For a function $\mathsf{K} : \mathbb{R}^{d} \times \mathbb{R}^{d} \to \mathbb{R}_{\geq 0}$, and a set $P = \{ x_1, \ldots, x_n\} \subset \mathbb{R}^d$ of $n$ points, the $\mathsf{K}$ graph $G_P$ of $P$ is the complete graph on $n$ nodes where the weight between nodes $i$ and $j$ is given by $\mathsf{K}(x_i, x_j)$. In this paper, we initiate the study of when efficient spectral graph theory is possible on these graphs. We investigate whether or not it is possible to solve the following problems in $n^{1+o(1)}$ time for a $\mathsf{K}$-graph $G_P$ when $d < n^{o(1)}$: $\bullet$ Multiply a given vector by the adjacency matrix or Laplacian matrix of $G_P$ $\bullet$ Find a spectral sparsifier of $G_P$ $\bullet$ Solve a Laplacian system in $G_P$'s Laplacian matrix For each of these problems, we consider all functions of the form $\mathsf{K}(u,v) = f(\|u-v\|_2^2)$ for a function $f:\mathbb{R} \rightarrow \mathbb{R}$. We provide algorithms and comparable hardness results for many such $\mathsf{K}$, including the Gaussian kernel, Neural tangent kernels, and more. For example, in dimension $d = \Omega(\log n)$, we show that there is a parameter associated with the function $f$ for which low parameter values imply $n^{1+o(1)}$ time algorithms for all three of these problems and high parameter values imply the nonexistence of subquadratic time algorithms assuming Strong Exponential Time Hypothesis ($\mathsf{SETH}$), given natural assumptions on $f$. As part of our results, we also show that the exponential dependence on the dimension $d$ in the celebrated fast multipole method of Greengard and Rokhlin cannot be improved, assuming $\mathsf{SETH}$, for a broad class of functions $f$. To the best of our knowledge, this is the first formal limitation proven about fast multipole methods.

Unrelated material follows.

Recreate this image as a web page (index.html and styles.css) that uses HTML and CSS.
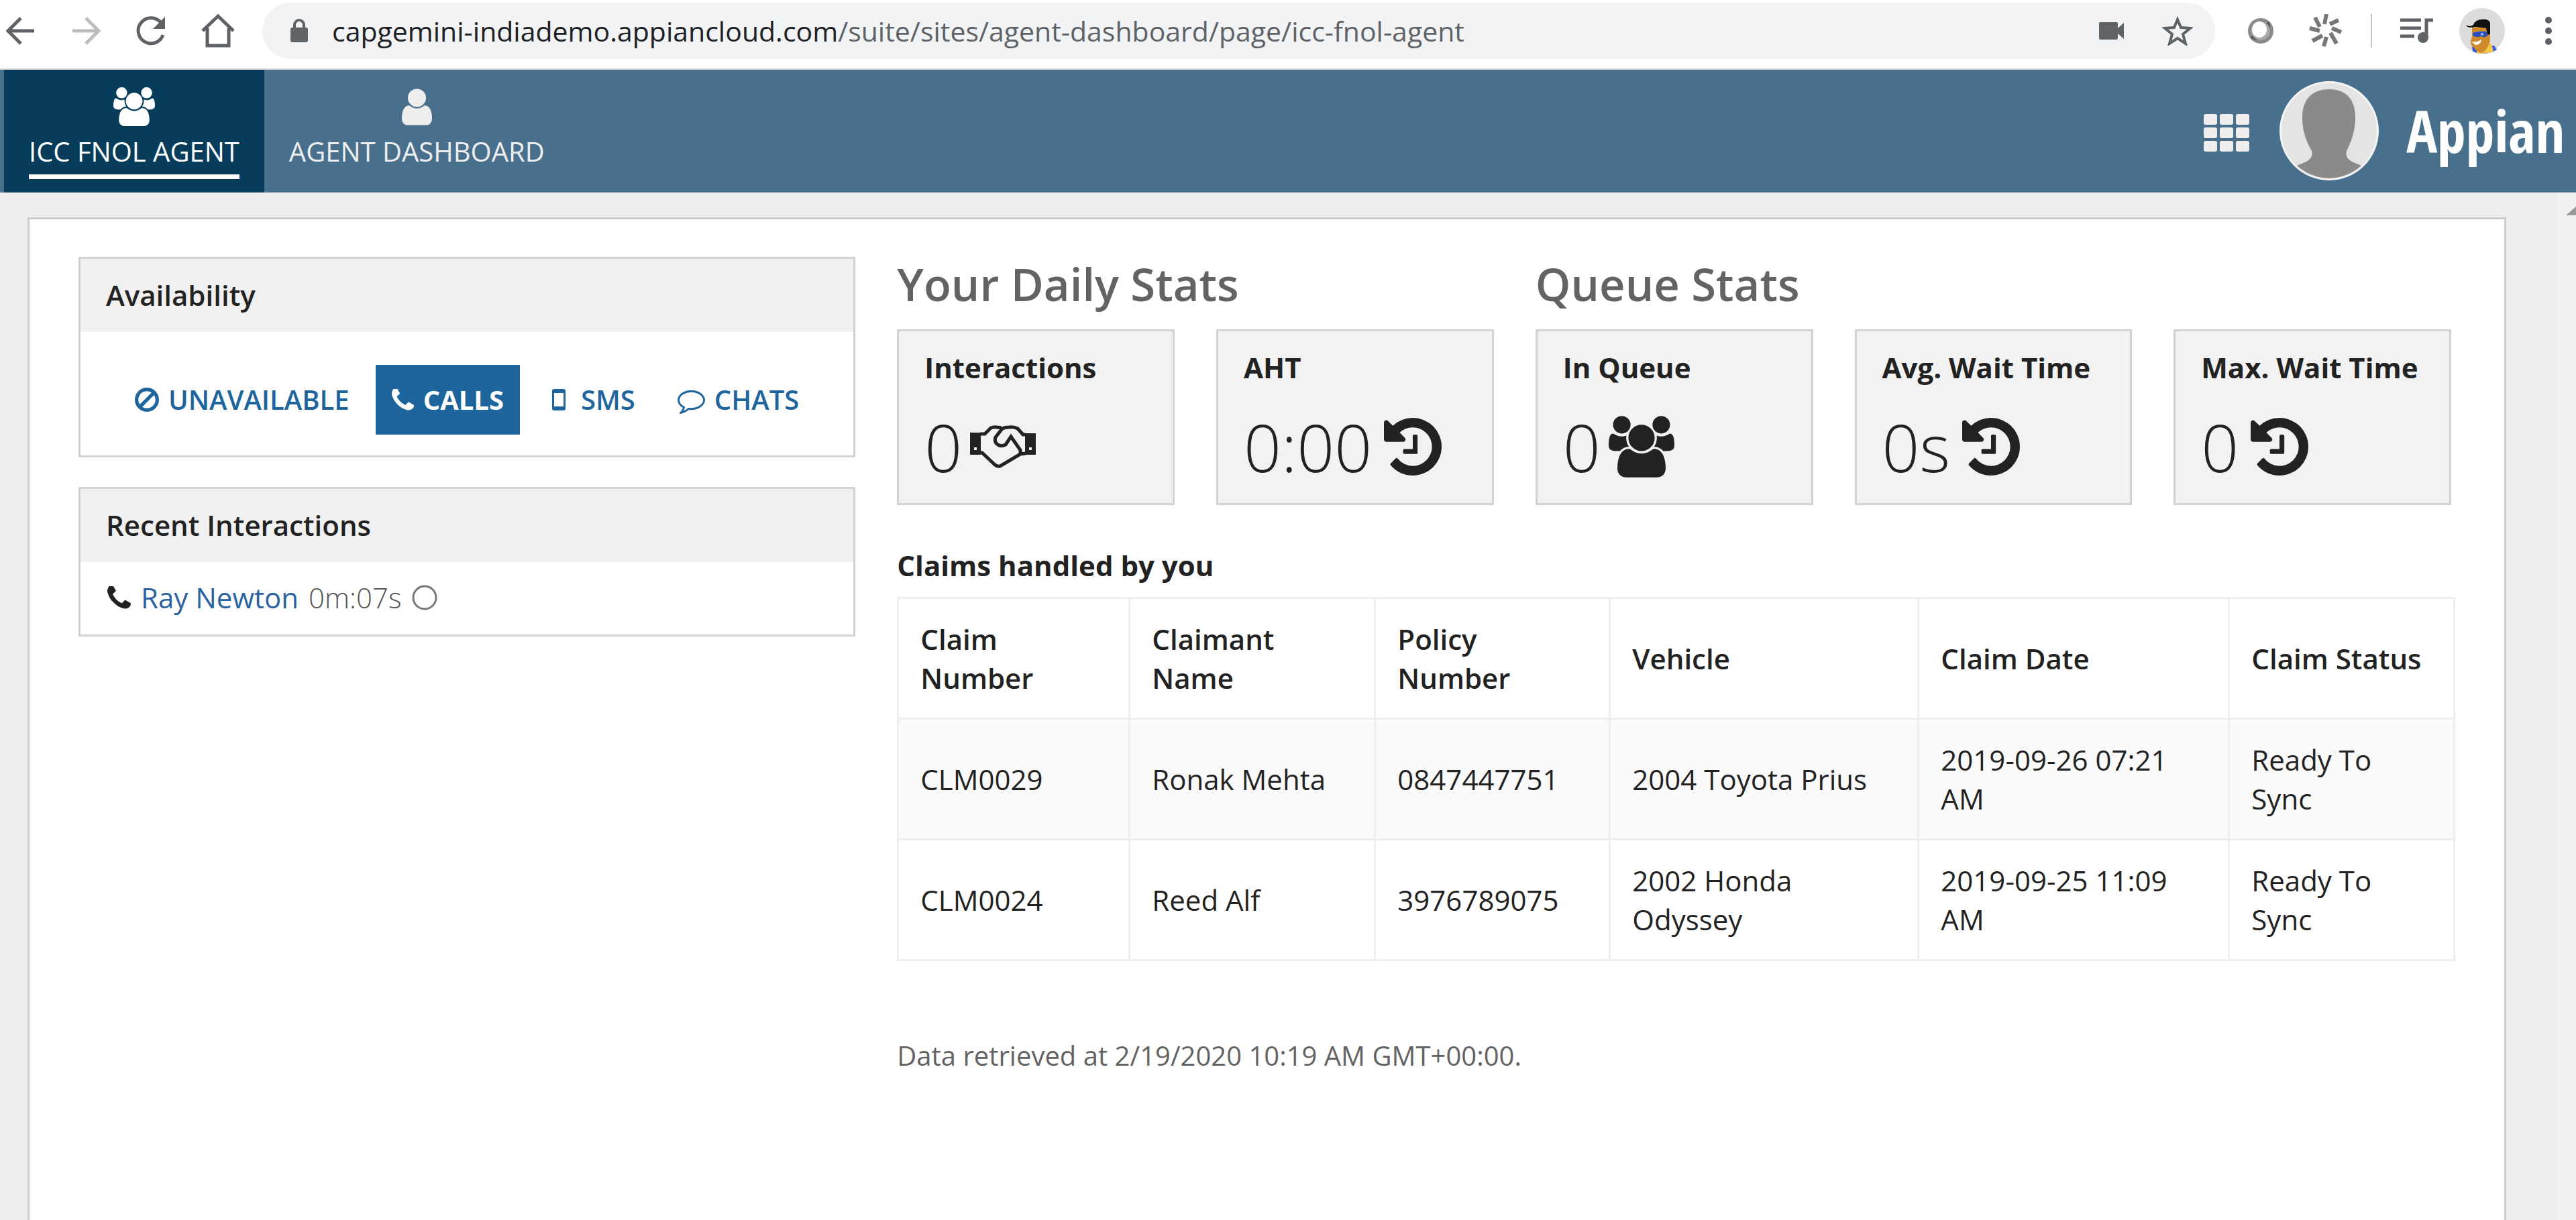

Weighted Cheeger and Buser Inequalities, with Applications to Clustering and Cutting Probability Densities

In this paper, we show how sparse or isoperimetric cuts of a probability density function relate to Cheeger cuts of its principal eigenfunction, for appropriate definitions of `sparse cut' and `principal eigenfunction'. We construct these appropriate definitions of sparse cut and principal eigenfunction in the probability density setting. Then, we prove Cheeger and Buser type inequalities similar to those for the normalized graph Laplacian of Alon-Milman. We demonstrate that no such inequalities hold for most prior definitions of sparse cut and principal eigenfunction. We apply this result to generate novel algorithms for cutting probability densities and clustering data, including a principled variant of spectral clustering.